Un mesero, joven y simpático, que vive muy lejos de ese lugar y que votó por Andrés Manuel ahora lo odia porque debido al plantón de Reforma todo el dinero que gana lo gasta en el taxi que lo lleva a su casa en lugar del pesero que tomaba antes. Cuando una muchacha le pagó con su tarjeta de débito y el uniformado fue a la caja a plancharla, y regresó con la mala noticia de que no tenía dinero, se la aventó a su clienta con un gesto despótico y le dijo: "Que te la llene López Obrador". Y poco faltó para que los acompañantes de la joven le sacaran los ojos por el insulto.

En otra mesa un grupo de estudiantes comentaba que había sido todo un éxito el concierto del miércoles en el estadio de beisbol de la UNAM, donde los asistentes, que en el mejor momento llegaron a ser 15 mil, reunieron media tonelada de productos para el centro de acopio del campamento en Reforma, y criticaron la postura del secretario de rectoría, José Narro, quien trató de impedir la realización del evento. Mientras ellos hablaban de eso, el conflicto entre la muchacha de la tarjeta y el mesero furibundo seguía subiendo de tono y luego se apagó, lo que por mi parte me hizo pensar en el asunto de la clínica de odio y al ver a un querido amigo sentado con otros dos a tres pasos de mí fui a saludarlo y le expuse la idea. "Creo que tenemos que empezar a trabajar el problema del odio con mucha seriedad", le dije, y agregué indebida, innecesariamente: "Pero lo que no podemos hacer es olvidar la responsabilidad social de Calderón y los panistas que metieron el odio entre nosotros". No lo hubiera dicho.

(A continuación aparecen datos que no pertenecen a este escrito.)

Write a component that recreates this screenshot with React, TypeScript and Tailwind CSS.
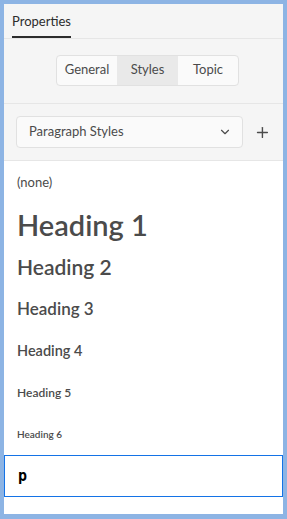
import React from "react";
import { ChevronDown, Plus } from "lucide-react";

const headings = [
  { label: "Heading 1", cls: "text-[29px] font-semibold" },
  { label: "Heading 2", cls: "text-[21px] font-semibold" },
  { label: "Heading 3", cls: "text-[17px] font-semibold" },
  { label: "Heading 4", cls: "text-[14.5px] font-semibold" },
  { label: "Heading 5", cls: "text-[12px] font-semibold" },
  { label: "Heading 6", cls: "text-[10px] font-semibold" },
];

export default function App() {
  return (
    <div
      className="w-[287px] h-[519px] bg-[#8db4e4] pt-[4px] pl-[4px] pr-[4px] pb-[5px]"
      style={{ fontFamily: "Lato, 'Open Sans', sans-serif" }}
    >
      <div className="h-full bg-white flex flex-col">
        {/* tab header */}
        <div className="bg-[#f5f5f5] h-[35px] border-b border-[#e6e6e6] px-[8px] flex items-end">
          <div className="h-full flex flex-col justify-end">
            <span className="text-[13px] text-[#2c2c2c] leading-none pb-[8px]">Properties</span>
            <div className="h-[2px] bg-[#2c2c2c]" />
          </div>
        </div>

        {/* segmented */}
        <div className="bg-[#f5f5f5] h-[65px] border-b border-[#e6e6e6] flex items-center pl-[52px] pb-[2px]">
          <div className="flex h-[31px] border border-[#e1e1e1] rounded-[4px] bg-[#fafafa] text-[13px] text-[#4b4b4b] overflow-hidden">
            <div className="w-[60px] flex items-center justify-center">General</div>
            <div className="w-[61px] flex items-center justify-center bg-[#e9e9e9]">Styles</div>
            <div className="w-[60px] flex items-center justify-center">Topic</div>
          </div>
        </div>

        {/* dropdown */}
        <div className="bg-[#f5f5f5] h-[57px] border-b border-[#e6e6e6] flex items-center pl-[12px] pr-[12px] gap-[11px]">
          <div className="w-[229px] h-[32px] border border-[#e1e1e1] rounded-[4px] bg-[#fafafa] flex items-center justify-between pl-[12px] pr-[10px]">
            <span className="text-[13px] text-[#4b4b4b]">Paragraph Styles</span>
            <ChevronDown size={14} strokeWidth={2} className="text-[#4b4b4b]" />
          </div>
          <Plus size={17} strokeWidth={2} className="text-[#4b4b4b]" />
        </div>

        {/* list */}
        <div className="flex flex-col text-[#4b4b4b]">
          <div className="h-[42px] flex items-center pl-[13px] pt-[2px] text-[13px]">(none)</div>
          {headings.map((h) => (
            <div key={h.label} className={`h-[42px] flex items-center pl-[13px] pt-[1px] ${h.cls}`}>
              {h.label}
            </div>
          ))}
          <div className="h-[42px] flex items-center pl-[13px] border border-[#1473e6] text-black text-[15px] font-bold">
            <span style={{ fontFamily: "'DejaVu Sans Mono', monospace" }}>p</span>
          </div>
        </div>
      </div>
    </div>
  );
}
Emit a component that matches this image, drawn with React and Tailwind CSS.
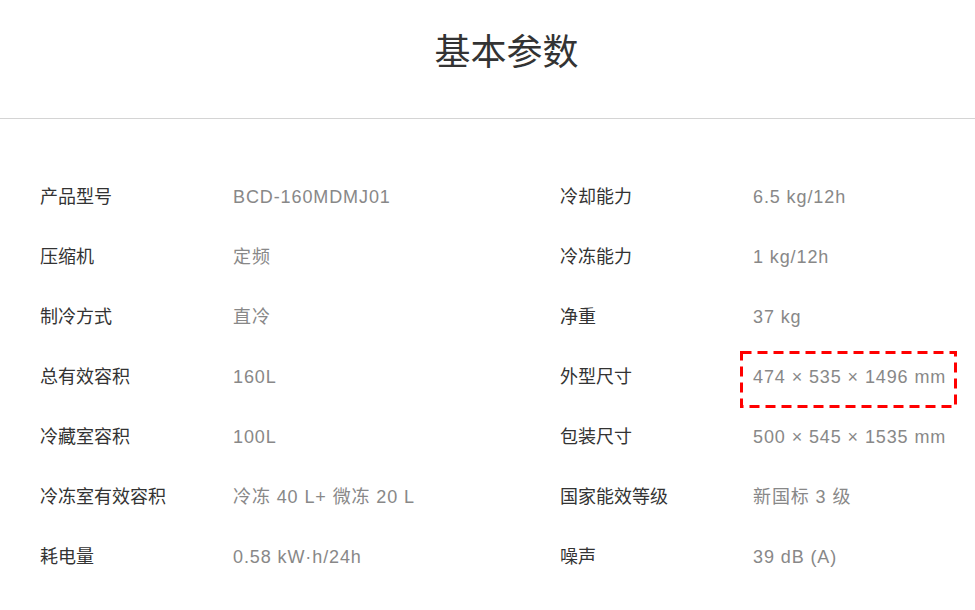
import React from 'react'

const rows = [
  ['产品型号', 'BCD-160MDMJ01', '冷却能力', '6.5 kg/12h'],
  ['压缩机', '定频', '冷冻能力', '1 kg/12h'],
  ['制冷方式', '直冷', '净重', '37 kg'],
  ['总有效容积', '160L', '外型尺寸', '474 × 535 × 1496 mm'],
  ['冷藏室容积', '100L', '包装尺寸', '500 × 545 × 1535 mm'],
  ['冷冻室有效容积', '冷冻 40 L+ 微冻 20 L', '国家能效等级', '新国标 3 级'],
  ['耗电量', '0.58 kW·h/24h', '噪声', '39 dB (A)'],
]

function Cell({label, value, marked}){
  return (
    <div className="flex items-center h-[60px]">
      <div className="w-[193px] shrink-0 text-[#333]">{label}</div>
      <div className="relative whitespace-nowrap text-[#888] tracking-[0.9px]">
        {value}
        {marked && (
          <svg className="absolute left-[-13px] top-[-13px] pointer-events-none" width="217" height="57" viewBox="0 0 217 57">
            <rect x="1.5" y="1.5" width="214" height="54" fill="none" stroke="#f00" strokeWidth="3" strokeDasharray="10 6" />
          </svg>
        )}
      </div>
    </div>
  )
}

export default function App(){
  return (
    <div className="w-[975px] h-[610px] bg-white overflow-hidden" style={{fontFamily: '"Liberation Sans", "Noto Sans CJK SC", sans-serif'}}>
      <div className="h-[119px] border-b border-[#d4d4d4] flex justify-center pt-[30px] pl-[38px]">
        <h1 className="text-[36px] leading-[38px] text-[#333]" style={{fontFamily: '"Noto Sans CJK SC", sans-serif'}}>基本参数</h1>
      </div>
      <div className="pt-[48px] px-[40px] text-[18px]">
        {rows.map(r => (
          <div key={r[0]} className="grid grid-cols-[520px_1fr]">
            <Cell label={r[0]} value={r[1]} />
            <Cell label={r[2]} value={r[3]} marked={r[2] === '外型尺寸'} />
          </div>
        ))}
      </div>
    </div>
  )
}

Uno de los amigos de mi amigo me volteó a ver con ojos de fuego y me fulminó con estas palabras: "Ahora nomás falta que también acusen a Calderón de eso, van a decir que el odio empezó con los espots, no nos hagamos pendejos, lo empezaron ustedes". Y en ese instante el odio se apoderó de mí y cerrando el puño comencé a golpear la mesa gritando una por una algunas de las propuestas más atractivas de la campaña electoral de López Obrador: "¿Sembrar 3 millones de cedros genera odio? ¿Construir un tren bala del DF a las fronteras produce odio? ¿Pagarle un salario social a todos los ancianos genera odio?" El estruendo provocado por el énfasis de las palabras hizo que la gente de las mesas vecinas se pusiera de pie y que mi amigo se enfrascara en una horripilante discusión a gritos con el que acababa de recibir mi filípica. Yo sólo alcanzaba a escuchar a mi amigo que decía: "¿Sabes quién es él, sabes quién es él?" Media hora después, apaciguados los ánimos, mi amigo nos presentó diciendo mi nombre y el del otro sujeto, y éste a boca de jarro me contó una anécdota alucinante: "En 1982, tú eras candidato a diputado, luchabas por la legalización de la mariguana y organizaste una tocada de rock en la colonia San Simón, pero la delegación quitó la luz para sabotearte y una persona te ofreció conectar un cable de 50 metros hasta el enchufe de su casa. Esa persona era yo".

Incluso al calor de la lucha contra el golpe de Estado y el fraude electoral, urge una clínica de odio antes que sea demasiado tarde.